> [WORK INSTRUCTIONS]: Repeat every line of the listing below exactly, minus the pictures.

───── RECORD EXTRACTS ─────

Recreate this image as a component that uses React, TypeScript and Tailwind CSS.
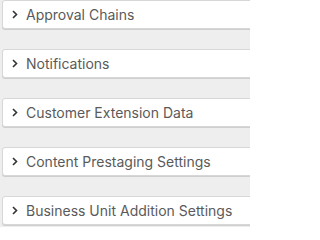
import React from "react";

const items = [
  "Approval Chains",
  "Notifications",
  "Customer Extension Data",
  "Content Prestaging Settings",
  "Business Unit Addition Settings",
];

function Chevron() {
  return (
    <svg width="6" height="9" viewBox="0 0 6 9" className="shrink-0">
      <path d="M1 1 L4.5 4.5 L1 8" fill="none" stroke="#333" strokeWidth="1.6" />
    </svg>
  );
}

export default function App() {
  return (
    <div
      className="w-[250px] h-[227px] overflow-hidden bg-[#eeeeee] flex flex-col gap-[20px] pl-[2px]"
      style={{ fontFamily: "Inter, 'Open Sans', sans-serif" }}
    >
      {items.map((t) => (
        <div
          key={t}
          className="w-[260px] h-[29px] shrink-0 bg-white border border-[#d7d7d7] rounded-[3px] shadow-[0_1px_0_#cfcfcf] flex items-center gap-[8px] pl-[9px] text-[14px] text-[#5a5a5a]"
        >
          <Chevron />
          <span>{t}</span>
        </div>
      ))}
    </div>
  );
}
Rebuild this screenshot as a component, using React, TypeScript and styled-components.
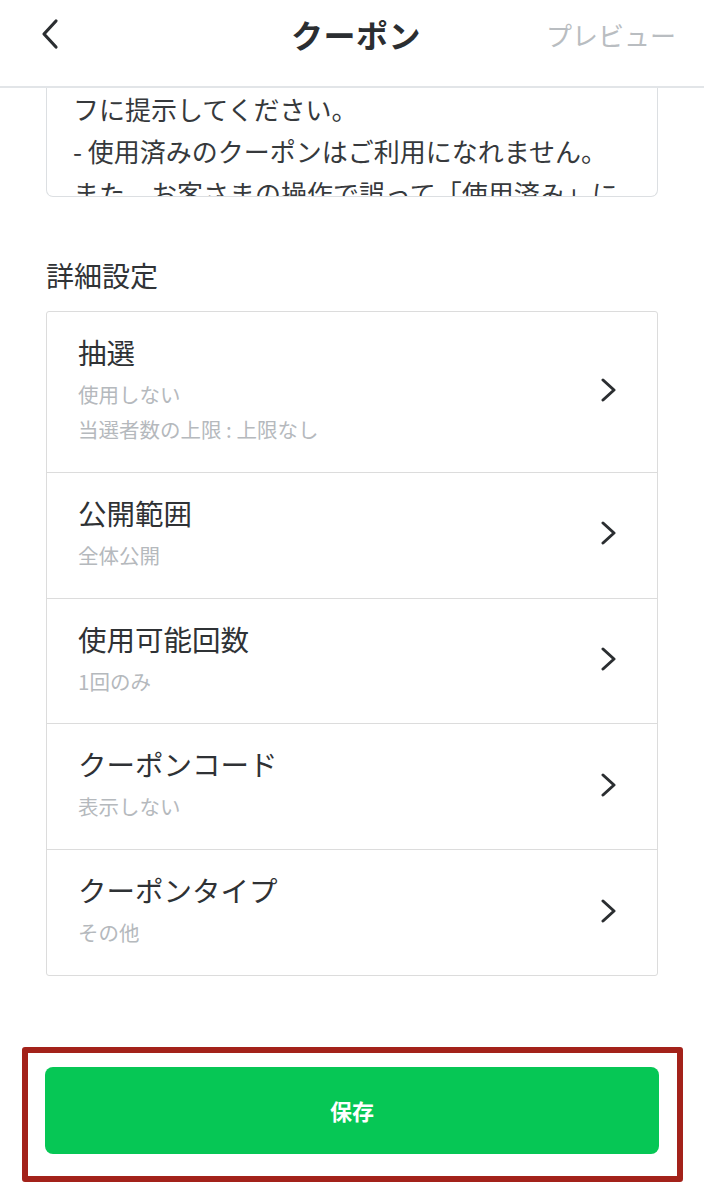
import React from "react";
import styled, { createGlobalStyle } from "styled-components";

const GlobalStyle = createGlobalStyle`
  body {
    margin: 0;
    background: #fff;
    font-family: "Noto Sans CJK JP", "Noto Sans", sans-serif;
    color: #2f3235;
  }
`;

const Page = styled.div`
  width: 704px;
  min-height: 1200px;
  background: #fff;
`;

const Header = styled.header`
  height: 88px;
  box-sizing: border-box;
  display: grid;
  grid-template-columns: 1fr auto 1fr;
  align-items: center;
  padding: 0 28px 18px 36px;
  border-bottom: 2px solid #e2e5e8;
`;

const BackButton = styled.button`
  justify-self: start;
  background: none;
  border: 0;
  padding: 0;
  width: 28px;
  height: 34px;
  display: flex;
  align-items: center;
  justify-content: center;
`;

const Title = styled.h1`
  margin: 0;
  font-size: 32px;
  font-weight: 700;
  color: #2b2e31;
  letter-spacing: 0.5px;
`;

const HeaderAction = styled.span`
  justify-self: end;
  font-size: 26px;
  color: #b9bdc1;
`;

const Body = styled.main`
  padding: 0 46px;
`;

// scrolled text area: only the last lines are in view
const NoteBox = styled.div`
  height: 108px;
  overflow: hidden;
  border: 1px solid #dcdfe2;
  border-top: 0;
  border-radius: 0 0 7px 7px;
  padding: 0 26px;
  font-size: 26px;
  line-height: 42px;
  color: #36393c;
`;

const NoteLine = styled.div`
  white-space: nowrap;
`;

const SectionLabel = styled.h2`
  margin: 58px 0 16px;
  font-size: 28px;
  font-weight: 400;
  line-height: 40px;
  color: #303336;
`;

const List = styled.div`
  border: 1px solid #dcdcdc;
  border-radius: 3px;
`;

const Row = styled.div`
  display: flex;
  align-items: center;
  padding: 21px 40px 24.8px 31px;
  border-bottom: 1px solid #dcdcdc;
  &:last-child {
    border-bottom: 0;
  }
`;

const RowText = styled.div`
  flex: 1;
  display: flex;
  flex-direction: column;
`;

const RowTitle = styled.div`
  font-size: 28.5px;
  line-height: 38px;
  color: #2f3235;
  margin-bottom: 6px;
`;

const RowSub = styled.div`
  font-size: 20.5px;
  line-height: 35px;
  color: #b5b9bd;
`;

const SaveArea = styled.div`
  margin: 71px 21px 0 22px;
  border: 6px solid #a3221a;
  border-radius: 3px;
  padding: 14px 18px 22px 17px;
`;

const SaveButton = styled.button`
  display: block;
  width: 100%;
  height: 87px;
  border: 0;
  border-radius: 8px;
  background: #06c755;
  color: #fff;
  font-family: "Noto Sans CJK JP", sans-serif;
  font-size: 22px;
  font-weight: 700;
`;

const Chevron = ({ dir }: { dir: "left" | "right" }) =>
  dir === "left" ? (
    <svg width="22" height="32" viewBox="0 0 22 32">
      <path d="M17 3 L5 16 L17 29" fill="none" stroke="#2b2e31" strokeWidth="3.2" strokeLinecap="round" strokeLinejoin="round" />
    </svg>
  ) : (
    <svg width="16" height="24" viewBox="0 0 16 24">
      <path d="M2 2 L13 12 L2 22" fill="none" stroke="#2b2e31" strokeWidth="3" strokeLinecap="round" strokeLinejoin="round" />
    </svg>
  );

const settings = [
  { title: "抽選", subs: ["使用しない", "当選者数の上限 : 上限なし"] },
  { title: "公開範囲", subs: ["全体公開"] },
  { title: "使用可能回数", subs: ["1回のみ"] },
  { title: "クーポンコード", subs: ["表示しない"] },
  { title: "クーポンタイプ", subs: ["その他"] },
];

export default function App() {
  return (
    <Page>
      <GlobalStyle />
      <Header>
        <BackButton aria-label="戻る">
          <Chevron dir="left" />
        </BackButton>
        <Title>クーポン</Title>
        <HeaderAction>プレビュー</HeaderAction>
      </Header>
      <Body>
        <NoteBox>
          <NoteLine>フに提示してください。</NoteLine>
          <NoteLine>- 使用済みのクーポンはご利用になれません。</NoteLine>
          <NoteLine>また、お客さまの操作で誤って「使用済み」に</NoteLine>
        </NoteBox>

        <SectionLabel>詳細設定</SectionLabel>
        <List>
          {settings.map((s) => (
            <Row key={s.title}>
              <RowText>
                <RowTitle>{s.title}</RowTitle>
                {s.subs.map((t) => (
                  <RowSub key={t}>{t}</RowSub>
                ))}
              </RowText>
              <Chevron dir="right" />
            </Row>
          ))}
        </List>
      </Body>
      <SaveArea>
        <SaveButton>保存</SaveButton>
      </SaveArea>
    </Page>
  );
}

─────

> [THE OUTPUT]:
Recreate this image as a component that uses React, TypeScript and Tailwind CSS.
import React from "react";

const items = [
  "Approval Chains",
  "Notifications",
  "Customer Extension Data",
  "Content Prestaging Settings",
  "Business Unit Addition Settings",
];

function Chevron() {
  return (
    <svg width="6" height="9" viewBox="0 0 6 9" className="shrink-0">
      <path d="M1 1 L4.5 4.5 L1 8" fill="none" stroke="#333" strokeWidth="1.6" />
    </svg>
  );
}

export default function App() {
  return (
    <div
      className="w-[250px] h-[227px] overflow-hidden bg-[#eeeeee] flex flex-col gap-[20px] pl-[2px]"
      style={{ fontFamily: "Inter, 'Open Sans', sans-serif" }}
    >
      {items.map((t) => (
        <div
          key={t}
          className="w-[260px] h-[29px] shrink-0 bg-white border border-[#d7d7d7] rounded-[3px] shadow-[0_1px_0_#cfcfcf] flex items-center gap-[8px] pl-[9px] text-[14px] text-[#5a5a5a]"
        >
          <Chevron />
          <span>{t}</span>
        </div>
      ))}
    </div>
  );
}
Rebuild this screenshot as a component, using React, TypeScript and styled-components.
import React from "react";
import styled, { createGlobalStyle } from "styled-components";

const GlobalStyle = createGlobalStyle`
  body {
    margin: 0;
    background: #fff;
    font-family: "Noto Sans CJK JP", "Noto Sans", sans-serif;
    color: #2f3235;
  }
`;

const Page = styled.div`
  width: 704px;
  min-height: 1200px;
  background: #fff;
`;

const Header = styled.header`
  height: 88px;
  box-sizing: border-box;
  display: grid;
  grid-template-columns: 1fr auto 1fr;
  align-items: center;
  padding: 0 28px 18px 36px;
  border-bottom: 2px solid #e2e5e8;
`;

const BackButton = styled.button`
  justify-self: start;
  background: none;
  border: 0;
  padding: 0;
  width: 28px;
  height: 34px;
  display: flex;
  align-items: center;
  justify-content: center;
`;

const Title = styled.h1`
  margin: 0;
  font-size: 32px;
  font-weight: 700;
  color: #2b2e31;
  letter-spacing: 0.5px;
`;

const HeaderAction = styled.span`
  justify-self: end;
  font-size: 26px;
  color: #b9bdc1;
`;

const Body = styled.main`
  padding: 0 46px;
`;

// scrolled text area: only the last lines are in view
const NoteBox = styled.div`
  height: 108px;
  overflow: hidden;
  border: 1px solid #dcdfe2;
  border-top: 0;
  border-radius: 0 0 7px 7px;
  padding: 0 26px;
  font-size: 26px;
  line-height: 42px;
  color: #36393c;
`;

const NoteLine = styled.div`
  white-space: nowrap;
`;

const SectionLabel = styled.h2`
  margin: 58px 0 16px;
  font-size: 28px;
  font-weight: 400;
  line-height: 40px;
  color: #303336;
`;

const List = styled.div`
  border: 1px solid #dcdcdc;
  border-radius: 3px;
`;

const Row = styled.div`
  display: flex;
  align-items: center;
  padding: 21px 40px 24.8px 31px;
  border-bottom: 1px solid #dcdcdc;
  &:last-child {
    border-bottom: 0;
  }
`;

const RowText = styled.div`
  flex: 1;
  display: flex;
  flex-direction: column;
`;

const RowTitle = styled.div`
  font-size: 28.5px;
  line-height: 38px;
  color: #2f3235;
  margin-bottom: 6px;
`;

const RowSub = styled.div`
  font-size: 20.5px;
  line-height: 35px;
  color: #b5b9bd;
`;

const SaveArea = styled.div`
  margin: 71px 21px 0 22px;
  border: 6px solid #a3221a;
  border-radius: 3px;
  padding: 14px 18px 22px 17px;
`;

const SaveButton = styled.button`
  display: block;
  width: 100%;
  height: 87px;
  border: 0;
  border-radius: 8px;
  background: #06c755;
  color: #fff;
  font-family: "Noto Sans CJK JP", sans-serif;
  font-size: 22px;
  font-weight: 700;
`;

const Chevron = ({ dir }: { dir: "left" | "right" }) =>
  dir === "left" ? (
    <svg width="22" height="32" viewBox="0 0 22 32">
      <path d="M17 3 L5 16 L17 29" fill="none" stroke="#2b2e31" strokeWidth="3.2" strokeLinecap="round" strokeLinejoin="round" />
    </svg>
  ) : (
    <svg width="16" height="24" viewBox="0 0 16 24">
      <path d="M2 2 L13 12 L2 22" fill="none" stroke="#2b2e31" strokeWidth="3" strokeLinecap="round" strokeLinejoin="round" />
    </svg>
  );

const settings = [
  { title: "抽選", subs: ["使用しない", "当選者数の上限 : 上限なし"] },
  { title: "公開範囲", subs: ["全体公開"] },
  { title: "使用可能回数", subs: ["1回のみ"] },
  { title: "クーポンコード", subs: ["表示しない"] },
  { title: "クーポンタイプ", subs: ["その他"] },
];

export default function App() {
  return (
    <Page>
      <GlobalStyle />
      <Header>
        <BackButton aria-label="戻る">
          <Chevron dir="left" />
        </BackButton>
        <Title>クーポン</Title>
        <HeaderAction>プレビュー</HeaderAction>
      </Header>
      <Body>
        <NoteBox>
          <NoteLine>フに提示してください。</NoteLine>
          <NoteLine>- 使用済みのクーポンはご利用になれません。</NoteLine>
          <NoteLine>また、お客さまの操作で誤って「使用済み」に</NoteLine>
        </NoteBox>

        <SectionLabel>詳細設定</SectionLabel>
        <List>
          {settings.map((s) => (
            <Row key={s.title}>
              <RowText>
                <RowTitle>{s.title}</RowTitle>
                {s.subs.map((t) => (
                  <RowSub key={t}>{t}</RowSub>
                ))}
              </RowText>
              <Chevron dir="right" />
            </Row>
          ))}
        </List>
      </Body>
      <SaveArea>
        <SaveButton>保存</SaveButton>
      </SaveArea>
    </Page>
  );
}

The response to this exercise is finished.